The editors are all about rates. It seems, but is not clear, that they are talking about personal rates and they certainly don’t care much about the deficit:
In an ideal world, the Senate deal would create room for tax cuts of $2.5 trillion or more. That’s at least how much more revenue the government would get if the economy returned to its historic growth rate of 3% a year from the Obama era’s 2%.
Kevin, on the other hand, recognizes the challenges that the Congress faces. We have a significant deficit. We have escalating entitlement costs. We need to have dynamic scoring but tax cuts are not self-financing. He reports (with comments) that:
President Trump’s preferred policy would reduce the top rate to 35 percent, while congressional Republicans have aimed at 33 percent, along with modest reductions in other brackets and, possibly, a large reduction in the corporate tax rate. Our corporate tax rate is one of the world’s highest on paper, but the effective rate — what corporations actually pay — is on average unexceptional, though it varies significantly from industry to industry and firm to firm.

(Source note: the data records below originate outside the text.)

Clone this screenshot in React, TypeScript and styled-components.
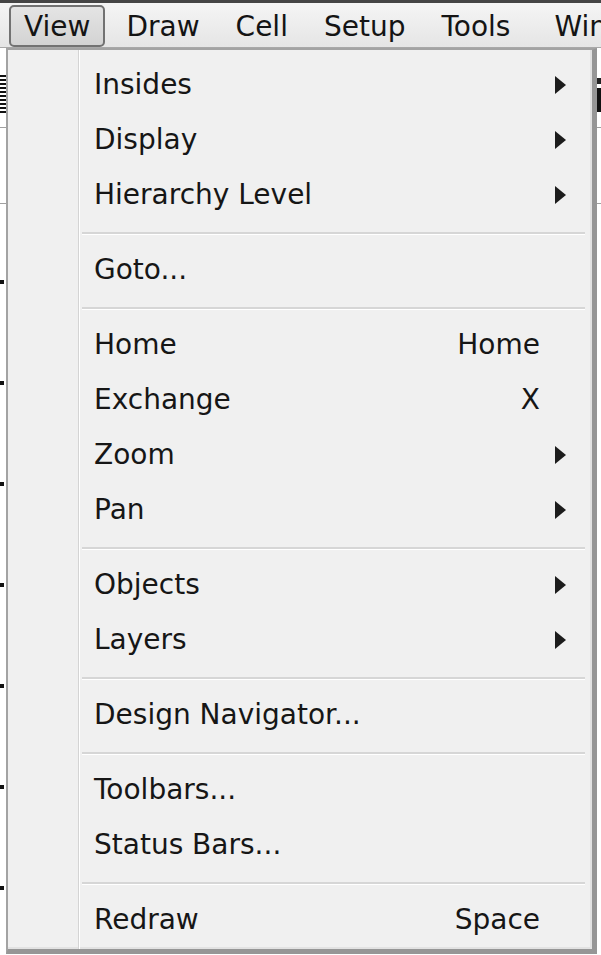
import React from "react";
import styled, { createGlobalStyle } from "styled-components";

const GlobalStyle = createGlobalStyle`
  html, body { margin: 0; padding: 0; }
  body {
    width: 601px;
    height: 955px;
    overflow: hidden;
    background: #ffffff;
    font-family: "DejaVu Sans", Verdana, sans-serif;
  }
`;

const Screen = styled.div`
  position: relative;
  width: 601px;
  height: 955px;
  overflow: hidden;
  background: #ffffff;
  display: flex;
  flex-direction: column;
`;

const TopEdge = styled.div`
  flex: none;
  height: 3px;
  background: #454545;
`;

const MenuBar = styled.div`
  flex: none;
  height: 45px;
  box-sizing: border-box;
  display: flex;
  align-items: flex-end;
  gap: 6px;
  padding-left: 9px;
  background: linear-gradient(#f5f5f5, #e5e5e5);
  border-bottom: 1px solid #a8a8a8;
  overflow: hidden;
`;

const BarItem = styled.div<{ $active?: boolean; $shift?: number }>`
  flex: none;
  height: 42px;
  box-sizing: border-box;
  display: flex;
  align-items: center;
  padding: 0 13px;
  margin-left: ${(p) => p.$shift ?? 0}px;
  border: 2px solid ${(p) => (p.$active ? "#727272" : "transparent")};
  border-radius: 5px;
  background: ${(p) => (p.$active ? "linear-gradient(#e4e4e4, #d3d3d3)" : "transparent")};
  font-size: 28px;
  color: #141414;
  white-space: nowrap;
`;

const Workspace = styled.div`
  flex: 1;
  display: flex;
  flex-direction: column;
`;

const ToolRow = styled.div<{ $h: number }>`
  flex: none;
  height: ${(p) => p.$h}px;
  box-sizing: border-box;
  border-bottom: 1px solid #a0a0a0;
  display: flex;
  justify-content: space-between;
  align-items: center;
`;

const StripedIcon = styled.div`
  width: 6px;
  height: 38px;
  margin-top: 12px;
  background: repeating-linear-gradient(#111 0 2px, #fff 2px 4px);
`;

const BlockIcon = styled.div`
  width: 8px;
  height: 34px;
  margin-top: 14px;
  background: linear-gradient(#222 0 6px, #fff 6px 10px, #111 10px);
`;

const Canvas = styled.div`
  flex: 1;
  display: flex;
  flex-direction: column;
  gap: 97px;
  padding-top: 76px;
`;

const Tick = styled.div`
  width: 4px;
  height: 4px;
  background: #111;
`;

const Dropdown = styled.div`
  position: absolute;
  left: 6px;
  top: 48px;
  width: 591px;
  bottom: 1px;
  box-sizing: border-box;
  border-left: 2px solid #a3a3a3;
  border-top: 2px solid #a3a3a3;
  border-right: 5px solid #969696;
  border-bottom: 5px solid #969696;
  background: #f0f0f0;
  box-shadow: inset -2px -2px 0 #e2e2e2;
  display: flex;
`;

const Gutter = styled.div`
  flex: none;
  width: 70px;
  border-right: 1px solid #d4d4d4;
  box-shadow: 1px 0 0 #ffffff;
`;

const Items = styled.div`
  flex: 1;
  display: flex;
  flex-direction: column;
  padding-top: 7px;
`;

const Row = styled.div`
  height: 55px;
  flex: none;
  display: grid;
  grid-template-columns: 1fr auto 52px;
  align-items: center;
  padding-left: 15px;
  font-size: 28px;
  color: #161616;
  white-space: nowrap;
`;

const Label = styled.span``;

const Shortcut = styled.span`
  text-align: right;
`;

const ArrowCell = styled.span`
  display: flex;
  align-items: center;
  padding-left: 15px;
`;

const Separator = styled.div`
  flex: none;
  height: 20px;
  box-sizing: border-box;
  padding-top: 10px;
  margin: 0 7px 0 3px;
`;

const SepLine = styled.div`
  height: 2px;
  background: #d6d6d6;
  border-bottom: 1px solid #ffffff;
`;

type Item = { label: string; shortcut?: string; sub?: boolean } | "sep";

const items: Item[] = [
  { label: "Insides", sub: true },
  { label: "Display", sub: true },
  { label: "Hierarchy Level", sub: true },
  "sep",
  { label: "Goto..." },
  "sep",
  { label: "Home", shortcut: "Home" },
  { label: "Exchange", shortcut: "X" },
  { label: "Zoom", sub: true },
  { label: "Pan", sub: true },
  "sep",
  { label: "Objects", sub: true },
  { label: "Layers", sub: true },
  "sep",
  { label: "Design Navigator..." },
  "sep",
  { label: "Toolbars..." },
  { label: "Status Bars..." },
  "sep",
  { label: "Redraw", shortcut: "Space" },
];

const Arrow = () => (
  <svg width="11" height="18" viewBox="0 0 11 18">
    <polygon points="0,0 11,9 0,18" fill="#1c1c1c" />
  </svg>
);

export default function App() {
  return (
    <>
      <GlobalStyle />
      <Screen>
        <TopEdge />
        <MenuBar>
          <BarItem $active>View</BarItem>
          <BarItem>Draw</BarItem>
          <BarItem>Cell</BarItem>
          <BarItem>Setup</BarItem>
          <BarItem>Tools</BarItem>
          <BarItem $shift={8}>Window</BarItem>
        </MenuBar>
        <Workspace>
          <ToolRow $h={80}>
            <StripedIcon />
            <BlockIcon />
          </ToolRow>
          <ToolRow $h={76} />
          <Canvas>
            {Array.from({ length: 7 }).map((_, i) => (
              <Tick key={i} />
            ))}
          </Canvas>
        </Workspace>
        <Dropdown>
          <Gutter />
          <Items>
            {items.map((it, i) =>
              it === "sep" ? (
                <Separator key={i}>
                  <SepLine />
                </Separator>
              ) : (
                <Row key={i}>
                  <Label>{it.label}</Label>
                  <Shortcut>{it.shortcut ?? ""}</Shortcut>
                  <ArrowCell>{it.sub ? <Arrow /> : null}</ArrowCell>
                </Row>
              )
            )}
          </Items>
        </Dropdown>
      </Screen>
    </>
  );
}
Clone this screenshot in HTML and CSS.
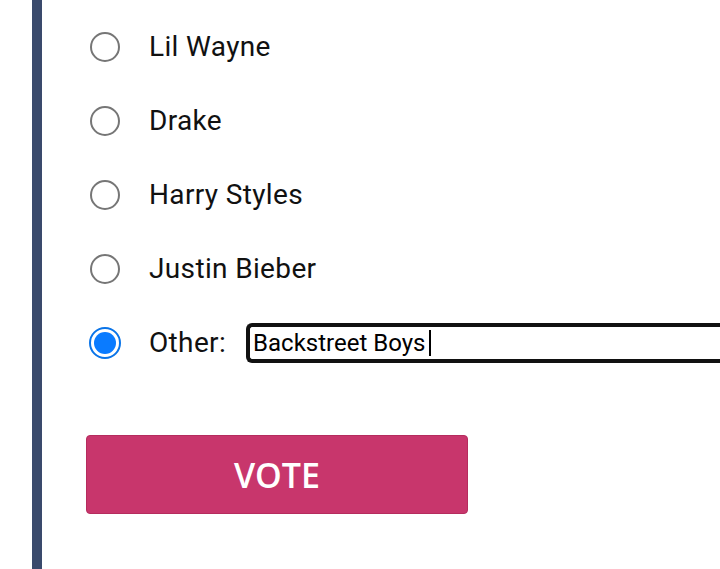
FILE: index.html
```html
<!DOCTYPE html>
<html>
<head>
<meta charset="utf-8">
<link rel="stylesheet" href="styles.css">
</head>
<body>
<div class="panel">
  <form class="poll">
    <div class="option"><span class="radio"></span><span class="label">Lil Wayne</span></div>
    <div class="option"><span class="radio"></span><span class="label">Drake</span></div>
    <div class="option"><span class="radio"></span><span class="label">Harry Styles</span></div>
    <div class="option"><span class="radio"></span><span class="label">Justin Bieber</span></div>
    <div class="option"><span class="radio checked"></span><span class="label">Other:</span>
      <div class="other-input"><span class="value">Backstreet Boys</span><span class="caret"></span></div>
    </div>
    <div class="actions"><button type="button" class="vote">VOTE</button></div>
  </form>
</div>
</body>
</html>
```
FILE: styles.css
```css
html, body {
  margin: 0;
  padding: 0;
  background: #ffffff;
  overflow: hidden;
}
body {
  width: 720px;
  height: 569px;
  font-family: Roboto, "Liberation Sans", sans-serif;
  color: #111;
}
.panel {
  margin-left: 32px;
  border-left: 10px solid #3a4a6c;
  height: 569px;
  box-sizing: border-box;
  padding-top: 10px;
}
.poll {
  display: flex;
  flex-direction: column;
}
.option {
  height: 74px;
  display: flex;
  align-items: center;
  padding-left: 48px;
}
.radio {
  width: 30px;
  height: 30px;
  box-sizing: border-box;
  border: 2px solid #767676;
  border-radius: 50%;
  flex: none;
  position: relative;
}
.radio.checked {
  width: 32px;
  height: 32px;
  margin-left: -1px;
  margin-right: -1px;
  border: 2px solid #0a74e8;
  background: #fff;
}
.radio.checked::after {
  content: "";
  position: absolute;
  left: 3px;
  top: 3px;
  width: 22px;
  height: 22px;
  border-radius: 50%;
  background: #0a7bff;
}
.label {
  margin-left: 29px;
  font-size: 28px;
  line-height: 32px;
  letter-spacing: 0.35px;
}
.other-input {
  margin-left: 20px;
  flex: 1;
  height: 40px;
  box-sizing: border-box;
  border: 4px solid #111;
  border-right: none;
  border-radius: 6px 0 0 6px;
  display: flex;
  align-items: center;
  padding-left: 3px;
  margin-right: -2px;
}
.value {
  font-size: 24px;
  color: #000;
}
.caret {
  width: 2px;
  height: 26px;
  background: #000;
  margin-left: 4px;
}
.actions {
  padding-left: 44px;
  margin-top: 55px;
}
.vote {
  width: 382px;
  height: 79px;
  border: 1px solid #b52c5e;
  border-radius: 4px;
  background: #c8366c;
  color: #fff;
  font-family: "Open Sans", "Noto Sans", sans-serif;
  font-weight: 600;
  font-size: 34px;
  padding: 0;
}
```
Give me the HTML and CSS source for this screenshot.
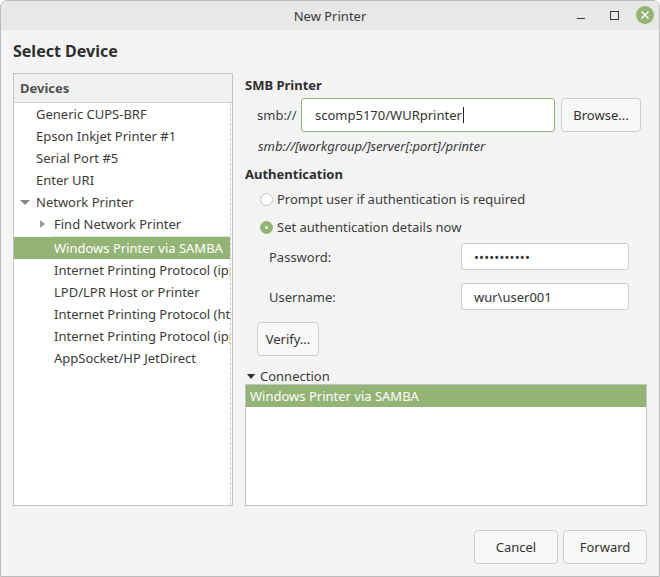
FILE: index.html
```html
<!DOCTYPE html>
<html>
<head>
<meta charset="utf-8">
<link rel="stylesheet" href="styles.css">
</head>
<body>
<div class="window">
  <div class="titlebar">
    <div class="title">New Printer</div>
    <div class="wm">
      <span class="wm-min"></span>
      <span class="wm-max"></span>
      <span class="wm-close"><svg width="18" height="18" viewBox="0 0 18 18"><path d="M5.5 5.5 L12.5 12.5 M12.5 5.5 L5.5 12.5" stroke="#fff" stroke-width="1.4" fill="none"/></svg></span>
    </div>
  </div>
  <div class="body">
    <h1 class="heading">Select Device</h1>
    <div class="main">
      <div class="devices">
        <div class="devices-head">Devices</div>
        <div class="devices-list">
          <div class="row l1">Generic CUPS-BRF</div>
          <div class="row l1">Epson Inkjet Printer #1</div>
          <div class="row l1">Serial Port #5</div>
          <div class="row l1">Enter URI</div>
          <div class="row l1"><span class="exp exp-down"></span>Network Printer</div>
          <div class="row l2 find"><span class="exp exp-right"></span>Find Network Printer</div>
          <div class="row l2 sel">Windows Printer via SAMBA</div>
          <div class="row l2">Internet Printing Protocol (ipp)</div>
          <div class="row l2">LPD/LPR Host or Printer</div>
          <div class="row l2">Internet Printing Protocol (https)</div>
          <div class="row l2">Internet Printing Protocol (ipps)</div>
          <div class="row l2">AppSocket/HP JetDirect</div>
        </div>
      </div>
      <div class="pane">
        <div class="section-title t-smb">SMB Printer</div>
        <div class="smb-row">
          <span class="smb-label">smb://</span>
          <div class="entry smb-entry focused">scomp5170/WURprinter<span class="caret"></span></div>
          <button class="btn browse">Browse...</button>
        </div>
        <div class="hint">smb://[workgroup/]server[:port]/printer</div>
        <div class="section-title t-auth">Authentication</div>
        <div class="radio-row r1"><span class="radio"></span>Prompt user if authentication is required</div>
        <div class="radio-row r2"><span class="radio on"></span>Set authentication details now</div>
        <div class="field-row f1"><span class="field-label">Password:</span><div class="entry field-entry pw">•••••••••••</div></div>
        <div class="field-row f2"><span class="field-label">Username:</span><div class="entry field-entry">wur\user001</div></div>
        <button class="btn verify">Verify...</button>
        <div class="conn"><span class="conn-arrow"></span>Connection</div>
        <div class="conn-list">
          <div class="conn-row sel">Windows Printer via SAMBA</div>
        </div>
      </div>
    </div>
    <div class="footer">
      <button class="btn foot">Cancel</button>
      <button class="btn foot">Forward</button>
    </div>
  </div>
</div>
</body>
</html>
```

FILE: styles.css
```css
* { box-sizing: border-box; }
html, body { margin: 0; padding: 0; background: #ffffff; }
body { font-family: "Noto Sans", "DejaVu Sans", sans-serif; font-size: 13px; color: #3c3c3c; }

.window {
  width: 660px; height: 577px;
  border: 1px solid #bcbcbc;
  border-radius: 7px 7px 0 0;
  background: #f4f4f4;
  display: flex; flex-direction: column;
  overflow: hidden;
}

.titlebar {
  height: 29px; flex: none;
  background: #e8e8e8;
  position: relative;
  display: flex; align-items: center; justify-content: center;
}
.title { font-size: 13px; color: #3a3a3a; line-height: 16px; }
.wm { position: absolute; right: 5px; top: 5px; display: flex; align-items: center; height: 18px; }
.wm-min { width: 8px; height: 1px; background: #3a3a3a; margin-top: 7px; margin-right: 25px; }
.wm-max { width: 9px; height: 9px; border: 1px solid #3a3a3a; margin-right: 17px; }
.wm-close { width: 18px; height: 18px; border-radius: 50%; background: #93b472; display: block; }
.wm-close svg { display: block; }

.body { flex: 1; display: flex; flex-direction: column; padding: 0 12px 12px 12px; }
.heading { margin: 11px 0 0 0; font-size: 16px; line-height: 20px; font-weight: bold; color: #2e2e2e; }

.main { flex: 1; display: flex; gap: 12px; margin-top: 12px; }

.devices {
  width: 220px; flex: none;
  border: 1px solid #c4c4c4;
  background: #ffffff;
  display: flex; flex-direction: column;
}
.devices-head {
  height: 29px; line-height: 29px;
  padding-left: 6px;
  background: #f0f0f0;
  border-bottom: 1px solid #cfcfcf;
  font-weight: bold; color: #505050;
}
.devices-list { flex: 1; border-right: 1px dashed #c8c8c8; margin-right: 1px; overflow: hidden; }
.row { height: 22px; line-height: 22px; white-space: nowrap; position: relative; }
.row.l1 { padding-left: 22px; }
.row.l2 { padding-left: 40px; }
.row.find { height: 24px; line-height: 22px; }
.row.find::after { content: ""; position: absolute; left: 38px; right: 0; bottom: 0; height: 1px; background: #e2e2e2; }
.row.sel { background: #94b475; color: #ffffff; }
.exp { display: inline-block; width: 14px; height: 22px; vertical-align: top; position: relative; margin-left: -16px; margin-right: 2px; }
.exp-down::before {
  content: ""; position: absolute; left: 0px; top: 9px;
  border-left: 5px solid transparent; border-right: 5px solid transparent; border-top: 5px solid #8a8a8a;
}
.exp-right::before {
  content: ""; position: absolute; left: 2px; top: 7px;
  border-top: 4.5px solid transparent; border-bottom: 4.5px solid transparent; border-left: 5px solid #9a9a9a;
}

.pane { flex: 1; display: flex; flex-direction: column; }
.section-title { font-weight: bold; line-height: 16px; color: #2e2e2e; }
.t-smb { margin-top: 4px; }
.smb-row { display: flex; align-items: center; margin-top: 5px; height: 34px; }
.smb-label { width: 56px; padding-left: 12px; flex: none; }
.entry {
  background: #ffffff; border: 1px solid #cbcbcb; border-radius: 3px;
  display: flex; align-items: center; color: #333;
}
.smb-entry { width: 254px; height: 34px; padding-left: 13px; }
.entry.focused { border-color: #94b475; }
.caret { display: inline-block; width: 1px; height: 16px; background: #222; margin-left: 1px; }
.btn {
  font-family: inherit; font-size: 13px; color: #333;
  background: #f8f8f8; border: 1px solid #cdcdcd; border-radius: 4px;
  padding: 0; margin: 0;
}
.browse { width: 80px; height: 34px; margin-left: 6px; }
.hint { font-style: italic; line-height: 16px; margin-top: 6px; padding-left: 13px; color: #3a3a3a; }
.t-auth { margin-top: 12px; }
.radio-row { display: flex; align-items: center; height: 20px; padding-left: 15px; }
.r1 { margin-top: 7px; }
.r2 { margin-top: 8px; }
.radio {
  width: 13px; height: 13px; border-radius: 50%;
  border: 1px solid #c2c2c2; background: #ffffff;
  margin-right: 4px; position: relative; flex: none;
}
.radio.on { background: #94b475; border-color: #94b475; }
.radio.on::after {
  content: ""; position: absolute; left: 4px; top: 4px; width: 3px; height: 3px; border-radius: 50%; background: #fff;
}
.field-row { display: flex; align-items: center; height: 27px; }
.f1 { margin-top: 6px; }
.f2 { margin-top: 13px; }
.field-label { width: 216px; padding-left: 24px; flex: none; }
.field-entry { width: 168px; height: 27px; padding-left: 12px; }
.pw { font-size: 13px; letter-spacing: 0.2px; }
.verify { width: 62px; height: 34px; margin-top: 12px; margin-left: 12px; align-self: flex-start; }
.conn { line-height: 15px; margin-top: 13px; padding-left: 2px; display: flex; align-items: center; }
.conn-arrow {
  width: 0; height: 0; margin-right: 5px;
  border-left: 4.5px solid transparent; border-right: 4.5px solid transparent; border-top: 5px solid #2e2e2e;
}
.conn-list { flex: 1; background: #ffffff; border: 1px solid #c4c4c4; }
.conn-row { height: 22px; line-height: 22px; padding-left: 4px; }
.conn-row.sel { background: #94b475; color: #ffffff; }

.footer { display: flex; justify-content: flex-end; gap: 5px; margin-top: 24px; }
.foot { height: 34px; width: 84px; }
```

We favor reductions in the corporate tax rate because of the variation that Kevin notes. Corporations do things because of tax rates. Those industries that face higher rates take actions like tax inversions to avoid them. Rather than try to outlaw such inversions we should make the USA a tax haven so corporations and their profits come here. It is also a reason why we favor lower corporate rates rather than immediate expensing. We hope that the Congress takes a serious look at tax reform and make it into law.